Archive for November, 2009

“Vampires” and Standby Power

Standby Power.

It’s surprising how little people know about the commodity we all use so much of – electricity. Despite pervasive discussion of the issue at my undergraduate institution, Lawrence University, for instance, I have come to the realization that few individuals at my graduate program in Environmental Science know about power “vampires.”

“Vampires” are devices that, when plugged in to the wall electricity outlet, draw power even when not “on” or in use. They are so called, because they suck power and run up electricity bills for households and businesses. It has been estimated that up to 5 or even 10% of consumer power usage is due to these “vampire” electronics. Examples of vampires include your cell phone charger, which draws up to 1 watt of power when plugged in and not charging your phone, and televisions, which draw an average of 7 watts when “off.” Other examples are microwaves, coffee makers, computers, printers, DVD players, stereos, fax machines… the list goes on and on. The website linked at the outset of this post, Standby Power, provides a more complete overview of the topic of standby power, as well as a list of vampires and their typical power draw.

How can you identify vampires in your home? Look for that little blue or red LED light that stays on, even when the device is off. Eliminate vampires by plugging devices into a power strip, which prevents electricity from being drawn needlessly from the wall into electronics. Just this small, easy action can help improve electricity use efficiency, as well as cut your electric bill.


Yes! Magazine: Building a Just and Sustainable World

Yes Fall 2009 issue cover

Image credit:

Last week in the mail, I received the Fall 2009 issue of Yes!, a magazine I’d never heard of, and to which I did not subscribe. However, this magazine may be the best piece of unsolicited mail I have ever received. Subtitled “Building a Just and Sustainable World,” this magazine was filled with articles on building stronger community, retooling our education system to really educate people instead of just schooling them with how to stay afloat in the current everyone-for-themselves world, and inspiring stories of grassroots environmental activism. I don’t think I have ever been so accurately targeted with a piece of junk mail (unless someone secretly sent me a subscription to the magazine).

The Yes! Magazine website describes the goal of the organization to provide “inspiring solution-oriented journalism” and “connections with like-minded people.” If I may be allowed to judge from reading their Fall 2009 issue cover-to-cover, they have clearly succeeded in meeting these goals. The articles published by Yes! cover topics ranging from the holistic alternative education efforts in the place-based education movement, the community revitalization efforts of programs such as Detroit Summer, and the innovative inner life and education ideas of Parker Palmer.
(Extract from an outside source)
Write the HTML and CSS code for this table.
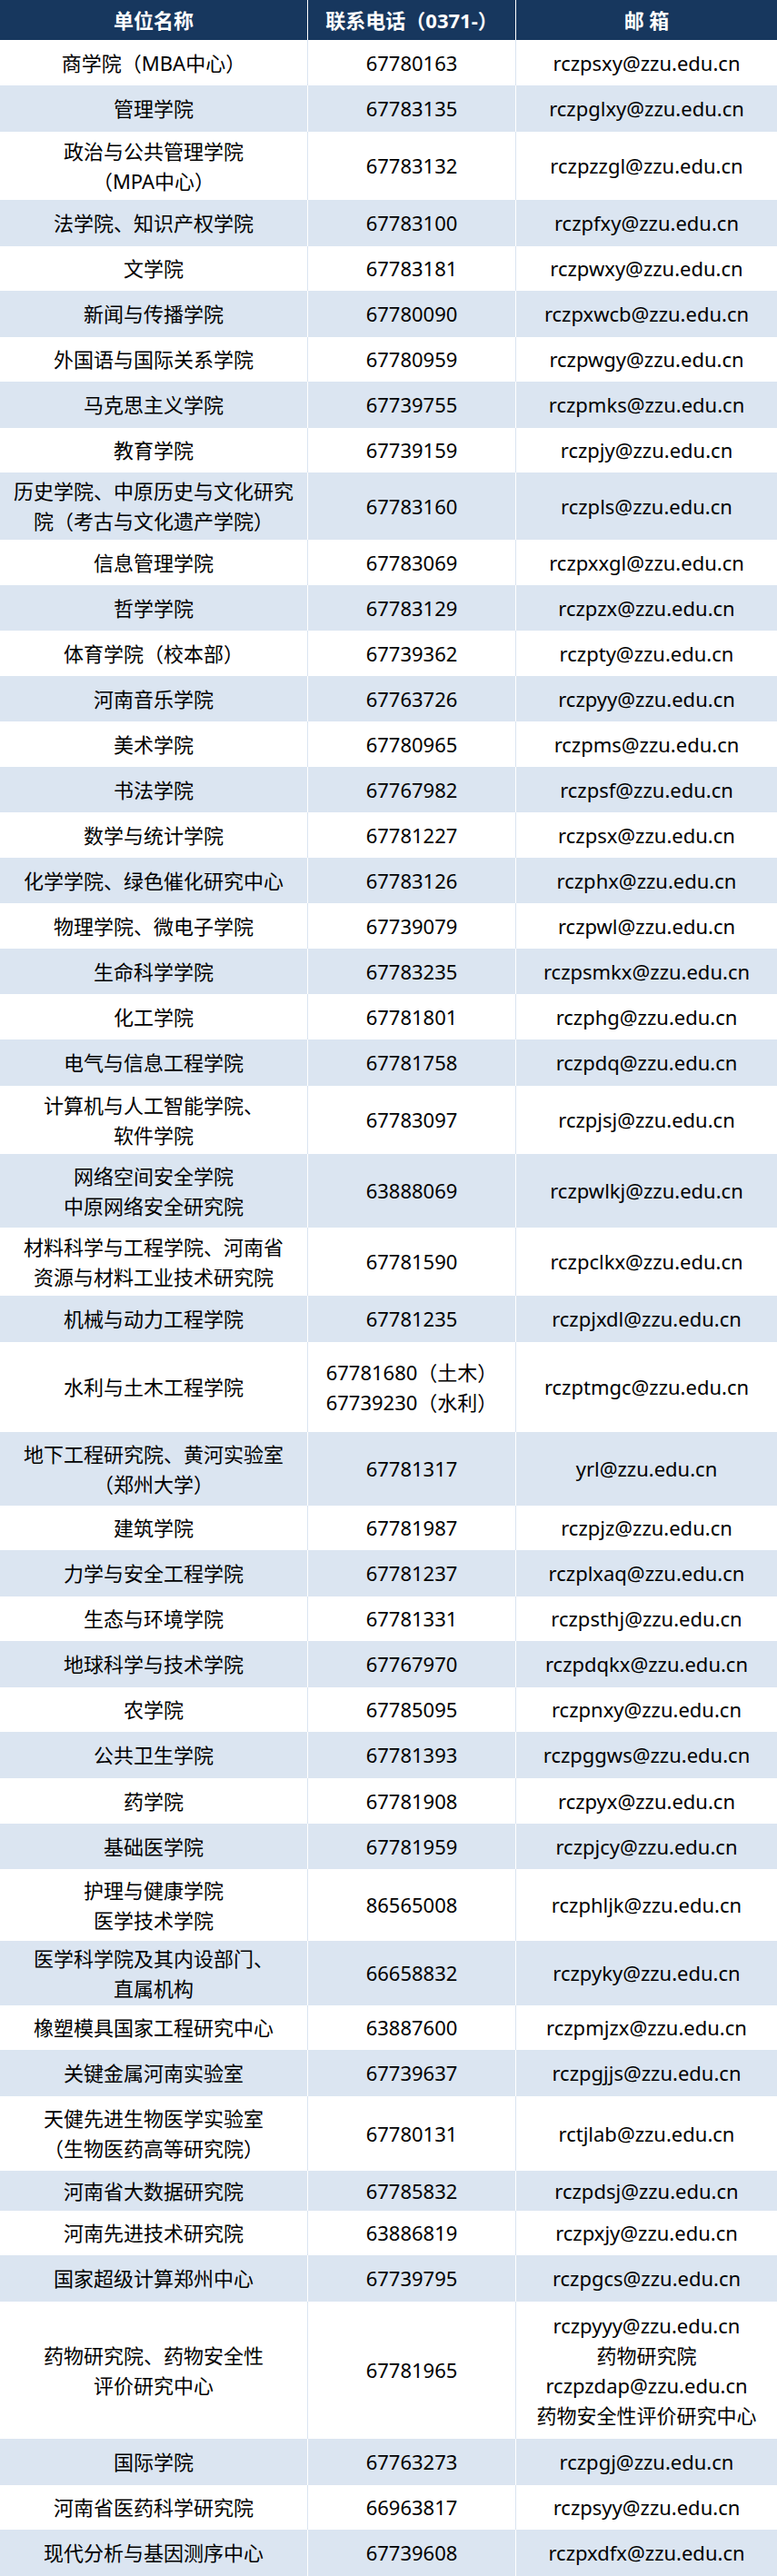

This issue is chock-a-block full of inspiring articles filled with real-world solutions to the problems of our communities, our schools, and our environment today.
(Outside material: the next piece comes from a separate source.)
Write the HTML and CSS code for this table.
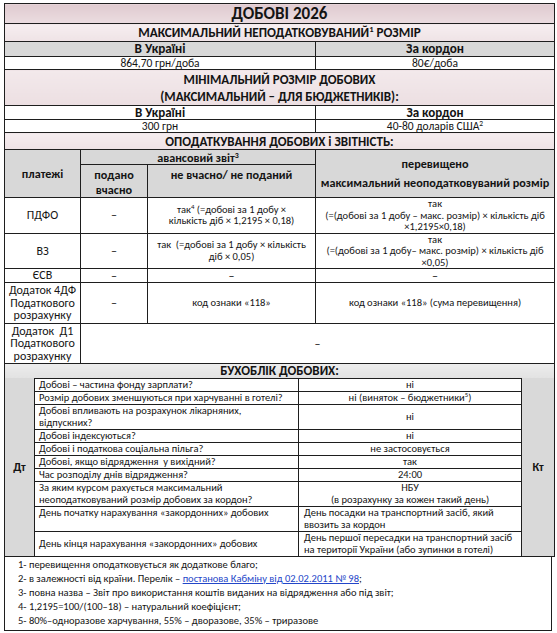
FILE: index.html
```html
<!DOCTYPE html>
<html lang="uk">
<head>
<meta charset="utf-8">
<title>Добові 2026</title>
<link rel="stylesheet" href="styles.css">
</head>
<body>
<div class="sheet">
  <table class="t">
    <colgroup><col class="w-ua"><col class="w-ab"></colgroup>
    <tr class="r-title"><td colspan="2">ДОБОВІ 2026</td></tr>
    <tr class="r-h1"><td colspan="2">МАКСИМАЛЬНИЙ НЕПОДАТКОВУВАНИЙ<sup>1</sup> РОЗМІР</td></tr>
    <tr class="r-grey"><td>В Україні</td><td>За кордон</td></tr>
    <tr class="r-val"><td>864,70 грн/доба</td><td>80€/доба</td></tr>
    <tr class="r-h2"><td colspan="2">МІНІМАЛЬНИЙ РОЗМІР ДОБОВИХ<br>(МАКСИМАЛЬНИЙ – ДЛЯ БЮДЖЕТНИКІВ):</td></tr>
    <tr class="r-sub"><td>В Україні</td><td>За кордон</td></tr>
    <tr class="r-val"><td>300 грн</td><td>40-80 доларів США<sup>2</sup></td></tr>
    <tr class="r-h3"><td colspan="2">ОПОДАТКУВАННЯ ДОБОВИХ і ЗВІТНІСТЬ:</td></tr>
  </table>

  <table class="t tax">
    <colgroup><col class="w-pay"><col class="w-ontime"><col class="w-late"><col class="w-over"></colgroup>
    <tr class="r-th1">
      <td rowspan="2" class="th">платежі</td>
      <td colspan="2" class="th adv">авансовий звіт<sup>3</sup></td>
      <td rowspan="2" class="th over-h"><span class="l1">перевищено</span><span class="l2">максимальний неоподатковуваний розмір</span></td>
    </tr>
    <tr class="r-th2">
      <td class="th top">подано<br>вчасно</td>
      <td class="th top">не вчасно/ не поданий</td>
    </tr>
    <tr class="r-pdfo">
      <td class="name">ПДФО</td>
      <td class="dash">–</td>
      <td class="small">так<sup>4</sup> (=добові за 1 добу ×<br>кількість діб × 1,2195 × 0,18)</td>
      <td class="small">так<br>(=(добові за 1 добу – макс. розмір) × кількість діб<br>×1,2195×0,18)</td>
    </tr>
    <tr class="r-vz">
      <td class="name">ВЗ</td>
      <td class="dash">–</td>
      <td class="small">так &nbsp;(=добові за 1 добу × кількість<br>діб × 0,05)</td>
      <td class="small">так<br>(=(добові за 1 добу– макс. розмір) × кількість діб<br>×0,05)</td>
    </tr>
    <tr class="r-esv">
      <td class="name">ЄСВ</td>
      <td class="dash">–</td>
      <td class="dash">–</td>
      <td class="dash">–</td>
    </tr>
    <tr class="r-4df">
      <td class="name">Додаток 4ДФ Податкового розрахунку</td>
      <td class="dash">–</td>
      <td class="small">код ознаки «118»</td>
      <td class="small">код ознаки «118» (сума перевищення)</td>
    </tr>
    <tr class="r-d1">
      <td class="name">Додаток &nbsp;Д1 Податкового розрахунку</td>
      <td colspan="3" class="dash">–</td>
    </tr>
  </table>

  <table class="t book">
    <colgroup><col class="w-dt"><col class="w-q"><col class="w-a"><col class="w-kt"></colgroup>
    <tr class="r-bh"><td colspan="4">БУХОБЛІК ДОБОВИХ:</td></tr>
    <tr class="r1">
      <td rowspan="10" class="side">Дт</td>
      <td class="q">Добові – частина фонду зарплати?</td>
      <td class="a">ні</td>
      <td rowspan="10" class="side">Кт</td>
    </tr>
    <tr class="r1"><td class="q">Розмір добових зменшуються при харчуванні в готелі?</td><td class="a">ні (виняток – бюджетники<sup>5</sup>)</td></tr>
    <tr class="r2"><td class="q">Добові впливають на розрахунок лікарняних,<br>відпускних?</td><td class="a">ні</td></tr>
    <tr class="r1"><td class="q">Добові індексуються?</td><td class="a">ні</td></tr>
    <tr class="r1"><td class="q">Добові і податкова соціальна пільга?</td><td class="a">не застосовується</td></tr>
    <tr class="r1"><td class="q">Добові, якщо відрядження &nbsp;у вихідний?</td><td class="a">так</td></tr>
    <tr class="r1"><td class="q">Час розподілу днів відрядження?</td><td class="a">24:00</td></tr>
    <tr class="r2"><td class="q">За яким курсом рахується максимальний<br>неоподатковуваний розмір добових за кордон?</td><td class="a">НБУ<br>(в розрахунку за кожен такий день)</td></tr>
    <tr class="r2"><td class="q qtop">День початку нарахування «закордонних» добових</td><td class="a al">День посадки на транспортний засіб, який<br>ввозить за кордон</td></tr>
    <tr class="r2"><td class="q">День кінця нарахування «закордонних» добових</td><td class="a al">День першої пересадки на транспортний засіб<br>на території України (або зупинки в готелі)</td></tr>
  </table>

  <div class="notes">
    <p>1- перевищення оподатковується як додаткове благо;</p>
    <p>2- в залежності від країни. Перелік – <a href="#">постанова Кабміну від 02.02.2011 № 98</a>;</p>
    <p>3- повна назва – Звіт про використання коштів виданих на відрядження або під звіт;</p>
    <p>4- 1,2195=100/(100–18) – натуральний коефіцієнт;</p>
    <p>5- 80%–одноразове харчування, 55% – дворазове, 35% – триразове</p>
  </div>
</div>
</body>
</html>
```

FILE: styles.css
```css
* { box-sizing: border-box; }
html, body { margin: 0; padding: 0; background: #fff; }
body {
  padding: 3px 0 0 4px;
  font-family: Carlito, "Liberation Sans", Arial, sans-serif;
  color: #141414;
  font-size: 11px;
}
.sheet { width: 550px; }

.t {
  width: 100%;
  border-collapse: collapse;
  table-layout: fixed;
}
.t td {
  border: 1px solid #1e1e1e;
  padding: 0 3px;
  text-align: center;
  vertical-align: middle;
  line-height: 12px;
  overflow: hidden;
}
.t + .t tr:first-child > td { border-top: 0; }
sup { font-size: 65%; line-height: 0; vertical-align: 0.6em; }

/* top section */
.w-ua { width: 311px; }
.w-ab { width: 239px; }
.r-title td {
  height: 20px;
  font-size: 17px;
  line-height: 19px;
  font-weight: bold;
  background: linear-gradient(#e0cbd0, #ebdce0);
}
.r-h1 td {
  height: 18px;
  font-size: 13.2px;
  line-height: 16px;
  font-weight: bold;
  background: linear-gradient(#f6eef0, #efe3e6);
}
.r-grey td {
  height: 15px;
  font-size: 13.2px;
  line-height: 14px;
  font-weight: bold;
  background: #d8d8d8;
}
.r-val td { height: 13px; font-size: 11.5px; line-height: 12px; }
.r-h2 td {
  height: 36px;
  font-size: 13px;
  font-weight: bold;
  line-height: 17px;
  background: linear-gradient(#f3e9eb, #ecdfe2);
}
.r-sub td { height: 14px; font-size: 13px; line-height: 13px; font-weight: bold; }
.r-h3 td {
  height: 17px;
  font-size: 13px;
  line-height: 15px;
  font-weight: bold;
  background: linear-gradient(#f5edef, #eee2e5);
}

/* tax section */
.w-pay { width: 76px; }
.w-ontime { width: 67px; }
.w-late { width: 168px; }
.w-over { width: 239px; }
.tax .th {
  background: #d8d8d8;
  font-weight: bold;
  font-size: 12.2px;
  line-height: 14px;
}
.r-th1 td { height: 14px; }
.tax .th.adv { line-height: 13px; padding-top: 1px; overflow: visible; }
.tax .th.adv sup { vertical-align: 0.45em; }
.r-th2 td { height: 33px; }
.tax .th.top { vertical-align: top; padding-top: 2px; line-height: 15px; }
.over-h { padding: 0; }
.over-h .l1, .over-h .l2 { display: block; white-space: nowrap; }
.over-h .l1 { margin-bottom: 5px; }
.tax .name { font-size: 12px; line-height: 12.5px; padding: 0 1px; }
.tax .small { font-size: 10.5px; line-height: 11.5px; padding: 0 1px; }
.tax .dash { font-size: 12px; }
.r-pdfo td { height: 33px; }
.r-vz td { height: 35px; }
.r-esv td { height: 14px; }
.r-4df td { height: 41px; }
.r-d1 td { height: 40px; }

/* bookkeeping */
.w-dt { width: 30px; }
.w-q { width: 264px; }
.w-a { width: 223px; }
.w-kt { width: 33px; }
.r-bh td {
  height: 14px;
  font-size: 13px;
  line-height: 13px;
  font-weight: bold;
  background: linear-gradient(#ececec, #e2e2e2);
  border-bottom: 0;
}
.book .side {
  background: #d9d9d9;
  font-weight: bold;
  font-size: 12px;
  border-top: 0;
}
.book .q { text-align: left; padding-left: 4px; font-size: 10.5px; }
.book .qtop { vertical-align: top; }
.book .a { font-size: 10.5px; }
.book .a.al { text-align: left; padding-left: 5px; }
.book .r1 td { height: 13px; }
.book .r2 td { height: 25px; }

/* footnotes */
.notes {
  border: 1px solid #1e1e1e;
  border-top: 0;
  width: 548px;
  height: 74px;
  padding: 1px 0 0 13px;
  font-size: 10.5px;
}
.notes p { margin: 0; line-height: 14px; white-space: nowrap; }
.notes a { color: #2346c8; text-decoration: underline; }
```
This issue of Yes! reminds me what is truly important and amazing about our world: the capacity for change in the status quo. Our current, individual-, consumption-based society struggles with creating healthy, mindful, strong individuals committed to their community and the betterment and sustainability of our world. In an educational system and corporate climate based on test scores and competition, we seek to groom individuals for obedience, prejudice, competition, and to remain just far enough removed from the natural world so that we can destroy it without it weighing too much on our conscience. We can change this status quo. We can educate with the aim of cultivating individuals who know how to sustain healthy relationships, are not afraid to voice their own opinions and beliefs or to challenge others’ opinions, are intelligent but also mindful and think before they speak or write. The place-based education movement, with its aim of providing students with relevant experiences so that they are learning for a purpose and not just memorizing facts for a test, uses the community as a classroom and laboratory to encourage individual exploration and also connection with and responsibility to those around us.

These are the values key to creating a society that will work together to transform this planet into a “just and sustainable world:” a belief in lifelong education that comes from within and is nurtured by a vital community, a healthy sense of responsibility to others and to the earth, and a desire to see and create the positive change needed in the world. Yes! magazine tells the stories of change we need to inspire sustainable action in our own lives.

*Post script: My mother has fessed up to sending me the “unsolicited subscription.” Thanks, Mom! Now I can look forward to the next issue of the magazine.